Le multiculturalisme fait partie intégrante de la culture en Bosnie-Herzégovine. Même s'il y a de moins en moins de mariages mixtes depuis les années 90, le fait qu'il y en ait toujours est une véritable aubaine pour les amateurs de festins inclusifs, que ce soit pour l'Aïd, Noël, ou un simple repas en famille.

Dragana Ilibašić raconte à quel point ces célébrations ont toujours fait partie de sa vie :

Još kao mala uživala sam sa jednom bakom u bojanju jaja za Uskrs, dok bi za Bajram sa majkom radila na pripremi baklave. Pamtim i pripreme za obilježavanje slave od dede, dane kada je baka pravila po nekoliko vrsta različitih suhih kolača: od oblatnih do šapica, ali i ručkove za Bajram koji su uvijek bili sastavljeni od nekoliko tradicionalnih jela. Majka je uvijek razvijale kore za burek i mene godinama učila tome. Iako danas ja kupujem gotove kore, nikada ne bih mijenjala te čari kada smo svi zajedno za stolom i za Božić i za Bajram, i dijelimo kako zahvalnost na bogatoj trpezi, tako i zahvalnost na toj ljepoti naše obiteljske šarolikosti.

Even as a child, I enjoyed painting Easter eggs with one grandmother, while for Eid, I would work with my mother on preparing baklava [filo pastry filled with chopped nuts]. I remember the preparations for celebrating the Slava [a family’s annual saint veneration] with my grandfather, the days when my grandmother made several different types of dry cakes: from wafers to shortbread cookies, as well as the holiday meals for Eid, which were always made up of several traditional dishes. My mother always rolled out the dough for burek and taught me how to do it over the years. Although today I buy pre-made dough, I would never trade those magical moments when we are all gathered around the table for both Christmas and Eid, sharing not only gratitude for the abundant table but also for the beauty of our family’s diversity.

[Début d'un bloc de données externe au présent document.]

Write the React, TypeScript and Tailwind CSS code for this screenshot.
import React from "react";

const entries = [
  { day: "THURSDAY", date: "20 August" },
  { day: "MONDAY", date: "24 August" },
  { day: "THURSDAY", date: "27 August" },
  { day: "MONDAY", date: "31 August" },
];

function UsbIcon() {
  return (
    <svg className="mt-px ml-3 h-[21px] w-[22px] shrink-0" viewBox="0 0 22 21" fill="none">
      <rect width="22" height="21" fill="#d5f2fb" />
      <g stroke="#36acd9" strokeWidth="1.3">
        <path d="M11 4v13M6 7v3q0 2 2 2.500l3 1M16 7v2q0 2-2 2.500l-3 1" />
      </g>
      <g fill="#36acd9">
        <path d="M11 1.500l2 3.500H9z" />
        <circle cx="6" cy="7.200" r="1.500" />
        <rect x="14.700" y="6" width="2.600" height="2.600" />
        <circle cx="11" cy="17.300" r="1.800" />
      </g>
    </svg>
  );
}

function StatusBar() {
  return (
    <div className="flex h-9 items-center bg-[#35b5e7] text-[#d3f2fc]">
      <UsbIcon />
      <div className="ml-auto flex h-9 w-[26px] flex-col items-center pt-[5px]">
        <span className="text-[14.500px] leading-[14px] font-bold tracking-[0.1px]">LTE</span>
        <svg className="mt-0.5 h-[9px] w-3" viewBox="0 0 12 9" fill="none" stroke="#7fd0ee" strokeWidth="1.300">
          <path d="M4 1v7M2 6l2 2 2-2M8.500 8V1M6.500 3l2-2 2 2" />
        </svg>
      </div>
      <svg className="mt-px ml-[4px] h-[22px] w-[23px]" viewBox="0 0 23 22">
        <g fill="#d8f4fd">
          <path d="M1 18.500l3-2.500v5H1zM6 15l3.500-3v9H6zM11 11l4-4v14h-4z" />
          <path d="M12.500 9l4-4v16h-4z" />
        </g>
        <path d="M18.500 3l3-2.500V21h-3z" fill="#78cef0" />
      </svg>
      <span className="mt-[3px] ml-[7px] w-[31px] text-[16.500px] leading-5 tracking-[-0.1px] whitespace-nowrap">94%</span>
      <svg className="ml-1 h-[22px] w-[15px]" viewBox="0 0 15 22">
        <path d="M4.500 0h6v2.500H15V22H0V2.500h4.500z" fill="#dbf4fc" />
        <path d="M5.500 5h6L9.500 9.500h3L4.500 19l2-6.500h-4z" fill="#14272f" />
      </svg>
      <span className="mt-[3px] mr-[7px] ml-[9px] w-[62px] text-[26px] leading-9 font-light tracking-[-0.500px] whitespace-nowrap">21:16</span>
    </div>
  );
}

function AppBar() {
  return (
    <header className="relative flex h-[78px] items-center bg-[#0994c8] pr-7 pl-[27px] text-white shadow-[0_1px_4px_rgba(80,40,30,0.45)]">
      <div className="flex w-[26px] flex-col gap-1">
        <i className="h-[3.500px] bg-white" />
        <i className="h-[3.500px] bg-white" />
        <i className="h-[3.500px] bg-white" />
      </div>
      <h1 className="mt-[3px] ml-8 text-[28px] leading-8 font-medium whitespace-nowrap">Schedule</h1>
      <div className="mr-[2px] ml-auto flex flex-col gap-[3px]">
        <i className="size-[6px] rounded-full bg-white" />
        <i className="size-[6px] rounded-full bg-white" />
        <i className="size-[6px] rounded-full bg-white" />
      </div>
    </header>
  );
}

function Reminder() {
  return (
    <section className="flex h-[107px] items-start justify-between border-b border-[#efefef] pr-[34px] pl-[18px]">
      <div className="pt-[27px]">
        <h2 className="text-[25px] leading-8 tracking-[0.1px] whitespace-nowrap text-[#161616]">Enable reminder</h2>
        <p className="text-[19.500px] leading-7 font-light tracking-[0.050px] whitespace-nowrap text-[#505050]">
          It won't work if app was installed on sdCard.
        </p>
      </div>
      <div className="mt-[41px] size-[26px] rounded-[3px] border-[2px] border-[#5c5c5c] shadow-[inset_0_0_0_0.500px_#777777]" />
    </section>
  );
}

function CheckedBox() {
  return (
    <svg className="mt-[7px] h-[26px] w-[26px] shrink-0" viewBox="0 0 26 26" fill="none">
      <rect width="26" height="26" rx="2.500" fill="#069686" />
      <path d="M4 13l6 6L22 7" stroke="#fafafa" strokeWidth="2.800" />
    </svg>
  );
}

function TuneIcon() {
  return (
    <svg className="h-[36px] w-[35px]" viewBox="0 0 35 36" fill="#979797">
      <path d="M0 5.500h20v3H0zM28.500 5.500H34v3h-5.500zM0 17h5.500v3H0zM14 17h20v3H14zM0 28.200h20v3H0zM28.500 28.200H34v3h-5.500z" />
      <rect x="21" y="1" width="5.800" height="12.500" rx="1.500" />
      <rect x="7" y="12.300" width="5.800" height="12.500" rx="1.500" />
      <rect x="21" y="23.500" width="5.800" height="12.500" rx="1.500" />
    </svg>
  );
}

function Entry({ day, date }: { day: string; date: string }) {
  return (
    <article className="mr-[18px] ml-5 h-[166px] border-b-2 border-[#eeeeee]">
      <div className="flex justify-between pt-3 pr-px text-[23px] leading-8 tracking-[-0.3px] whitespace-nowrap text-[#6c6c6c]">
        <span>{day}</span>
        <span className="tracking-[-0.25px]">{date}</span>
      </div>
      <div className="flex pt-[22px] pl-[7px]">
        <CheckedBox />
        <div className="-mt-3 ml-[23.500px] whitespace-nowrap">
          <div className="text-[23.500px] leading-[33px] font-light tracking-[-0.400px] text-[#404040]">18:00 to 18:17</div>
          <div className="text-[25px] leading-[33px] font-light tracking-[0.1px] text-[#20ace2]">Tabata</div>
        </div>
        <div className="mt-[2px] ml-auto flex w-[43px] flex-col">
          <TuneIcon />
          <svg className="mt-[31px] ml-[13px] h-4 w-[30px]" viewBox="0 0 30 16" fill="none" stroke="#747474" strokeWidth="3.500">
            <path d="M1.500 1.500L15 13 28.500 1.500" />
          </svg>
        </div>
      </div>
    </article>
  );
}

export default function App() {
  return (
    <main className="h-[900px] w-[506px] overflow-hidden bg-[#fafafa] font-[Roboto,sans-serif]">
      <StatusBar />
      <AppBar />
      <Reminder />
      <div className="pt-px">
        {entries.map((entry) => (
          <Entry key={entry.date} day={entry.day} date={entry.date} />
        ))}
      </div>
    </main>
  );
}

Plus jeune, j'adorais déjà peindre des œufs de Pâques avec ma grand-mère, et quand venait l'Aïd, j'aidais ma mère à préparer le baklava (dessert fait de pâte filo fourrée avec des noix écrasées). Je me souviens aussi avoir aidé mon grand-père à préparer Slava (fête familiale qui célèbre le jour de la fête du Saint patron de la famille). Ou quand ma grand-mère faisait toute sorte de gâteaux secs comme des gaufrettes ou des sablés. Elle préparait aussi les repas de l'Aïd, il y avait toujours différents plats traditionnels. Au fil des années, ma mère m'a appris à rouler la pâte pour faire des börek. Même si aujourd'hui, j'achète de la pâte préfabriquée, je n'oublierais jamais ces moments où toute la famille se rassemblait autour de la table pour L'Aïd et Noël. Je serais toujours reconnaissante pour la diversité de ma famille pour avoir pu déguster de telles merveilles.

De ces histoires nous pourrons retenir que malgré l'époque dans laquelle nous vivons, une époque de fast-food et de surconsommation, le partage et la culture derrière la nourriture restent l'une des grandes forces de notre société. La nourriture sert à se connecter, à partager, à se sentir accepté, à évoluer, à se soutenir, mais surtout à aimer.

Mešinović conclut : « Peu importe la couleur de peau, le genre, l'âge, la religion, ou quoi que ce soit d'autre, la nourriture est le langage universel de l'amour. Grâce à elle, nous pouvons faire preuve de tant de bonté, mais elle permet aussi de recevoir tant d'amour provenant de tant de cultures différentes ».